I. Moraes was born and raised in India - primarily Bombay - of a wealthy family from a part of
India colonized by the Portuguese. His father was a journalist and editor of The Times of India,
which required him to travel a good deal. The young Dom accompanied him periodically and by the
age of 15 had visited Australia, New Zealand, Indonesia, Malaya, Indochina, Burma and Pakistan,
many of which were observed during turbulent political events. Moraes states that he began
writing poetry very early and that he kept notes for poems on all his travels. Through his
father he had earlier met Stephen Spender and shown him his poems with the result that a page
was published in Encounter. He renewed his acquaintance with Spender upon his arrival in London
and through his weekly dinners with him was introduced to numerous influential literary
personsages.
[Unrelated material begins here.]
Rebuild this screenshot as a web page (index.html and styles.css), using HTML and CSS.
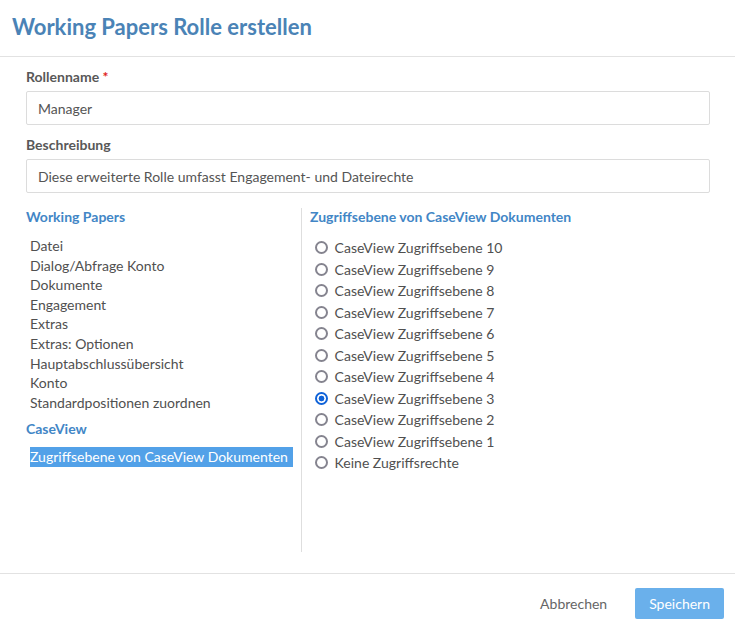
FILE: index.html
```html
<!DOCTYPE html>
<html lang="de">
<head>
<meta charset="utf-8">
<title>Working Papers Rolle erstellen</title>
<link rel="stylesheet" href="styles.css">
</head>
<body>
<div class="dialog">
  <header class="dlg-header">
    <h1 class="dlg-title">Working Papers Rolle erstellen</h1>
  </header>
  <main class="dlg-body">
    <div class="field">
      <label class="field-label">Rollenname <span class="req">*</span></label>
      <div class="input">Manager</div>
    </div>
    <div class="field">
      <label class="field-label">Beschreibung</label>
      <div class="input">Diese erweiterte Rolle umfasst Engagement- und Dateirechte</div>
    </div>
    <div class="columns">
      <nav class="col-left">
        <h2 class="group-title">Working Papers</h2>
        <ul class="item-list">
          <li>Datei</li>
          <li>Dialog/Abfrage Konto</li>
          <li>Dokumente</li>
          <li>Engagement</li>
          <li>Extras</li>
          <li>Extras: Optionen</li>
          <li>Hauptabschlussübersicht</li>
          <li>Konto</li>
          <li>Standardpositionen zuordnen</li>
        </ul>
        <h2 class="group-title group-second">CaseView</h2>
        <ul class="item-list item-list-second">
          <li class="selected">Zugriffsebene von CaseView Dokumenten</li>
        </ul>
      </nav>
      <section class="col-right">
        <h2 class="group-title">Zugriffsebene von CaseView Dokumenten</h2>
        <div class="radio-list">
          <label class="radio-row"><input type="radio" name="lvl"> CaseView Zugriffsebene 10</label>
          <label class="radio-row"><input type="radio" name="lvl"> CaseView Zugriffsebene 9</label>
          <label class="radio-row"><input type="radio" name="lvl"> CaseView Zugriffsebene 8</label>
          <label class="radio-row"><input type="radio" name="lvl"> CaseView Zugriffsebene 7</label>
          <label class="radio-row"><input type="radio" name="lvl"> CaseView Zugriffsebene 6</label>
          <label class="radio-row"><input type="radio" name="lvl"> CaseView Zugriffsebene 5</label>
          <label class="radio-row"><input type="radio" name="lvl"> CaseView Zugriffsebene 4</label>
          <label class="radio-row"><input type="radio" name="lvl" checked> CaseView Zugriffsebene 3</label>
          <label class="radio-row"><input type="radio" name="lvl"> CaseView Zugriffsebene 2</label>
          <label class="radio-row"><input type="radio" name="lvl"> CaseView Zugriffsebene 1</label>
          <label class="radio-row"><input type="radio" name="lvl"> Keine Zugriffsrechte</label>
        </div>
      </section>
    </div>
  </main>
  <footer class="dlg-footer">
    <button class="btn btn-link" type="button">Abbrechen</button>
    <button class="btn btn-primary" type="button">Speichern</button>
  </footer>
</div>
</body>
</html>
```

FILE: styles.css
```css
* { box-sizing: border-box; }

html, body {
  margin: 0;
  padding: 0;
  background: #fff;
}

body {
  font-family: Lato, "Open Sans", Arial, sans-serif;
  font-size: 14px;
  color: #555;
}

.dlg-header {
  height: 57px;
  border-bottom: 1px solid #e2e2e2;
  padding: 0 12px;
  display: flex;
  align-items: center;
}

.dlg-title {
  margin: 0 0 2px 0;
  font-size: 22px;
  font-weight: 700;
  color: #4a83b6;
  line-height: 1;
}

.dlg-body {
  padding: 10px 25px 0 26px;
}

.field {
  margin-bottom: 10px;
}

.field-label {
  display: block;
  font-weight: 700;
  font-size: 14px;
  line-height: 20px;
  color: #585858;
  margin-bottom: 4px;
}

.req {
  color: #e02020;
}

.input {
  height: 34px;
  border: 1px solid #dcdcdc;
  border-radius: 2px;
  padding: 0 11px;
  display: flex;
  align-items: center;
  font-size: 14px;
  color: #555;
}

.columns {
  margin-top: 15px;
  display: grid;
  grid-template-columns: 275px 1fr;
  height: 344px;
}

.col-left {
  padding-right: 8px;
}

.col-right {
  border-left: 1px solid #dedede;
  padding-left: 8px;
}

.group-title {
  margin: -1px 0 0 0;
  font-size: 14px;
  font-weight: 700;
  line-height: 20px;
  color: #4286c6;
}

.item-list {
  list-style: none;
  margin: 9px 0 0 4px;
  padding: 0;
  line-height: 19.6px;
  color: #505050;
}

.group-second {
  margin-top: 7px;
}

.item-list-second {
  margin-top: 8px;
}

.item-list li.selected {
  background: #52a1e8;
  color: #fff;
  line-height: 20px;
}

.radio-list {
  margin-top: 10px;
  display: flex;
  flex-direction: column;
}

.radio-row {
  height: 21.5px;
  display: flex;
  align-items: center;
  color: #505050;
  white-space: pre;
}

.radio-row input {
  appearance: none;
  -webkit-appearance: none;
  margin: 0 3px 0 5px;
  width: 13px;
  height: 13px;
  border: 2px solid #85848f;
  border-radius: 50%;
  background: #fff;
}

.radio-row input:checked {
  border-color: #0f62d8;
  background: radial-gradient(circle, #0f62d8 0 2.6px, #fff 3.2px);
}

.dlg-footer {
  margin-top: 21px;
  border-top: 1px solid #e2e2e2;
  padding: 14px 11px 0 0;
  display: flex;
  justify-content: flex-end;
  align-items: center;
  gap: 16px;
}

.btn {
  font-family: inherit;
  font-size: 14px;
  border: none;
  border-radius: 2px;
  height: 31px;
  padding: 0 14px;
  cursor: pointer;
}

.btn-link {
  background: transparent;
  color: #666;
  padding: 0 12px;
}

.btn-primary {
  background: #6ab0eb;
  color: #fff;
}
```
Upon going up to Oxford he became involved with the University poets and during his
study under Auden and Tate, published his first volume of poems, A Beginning, 1956, which was
awarded the Hawthornden Prize in 1958 as the year's best imaginative work. He took his degree in
1959 and returned for a visit to India, out of which Gone Away, An Indian Journey, was written
and published in 1960. Considered a travel book, it is a combination essay-study of Indian
scenes and reflections on the nature of art and artists. Other publications, including
translations, are Poems (1960), John Nobody (1965), Poems 1955-1965 (1966), My Son's Father, an
autobiography, (1968) and The Brass Serpent. He has published poems in Poetry, Harper's,
Atlantic, Horizon and articles on India in the New York Times Magazine.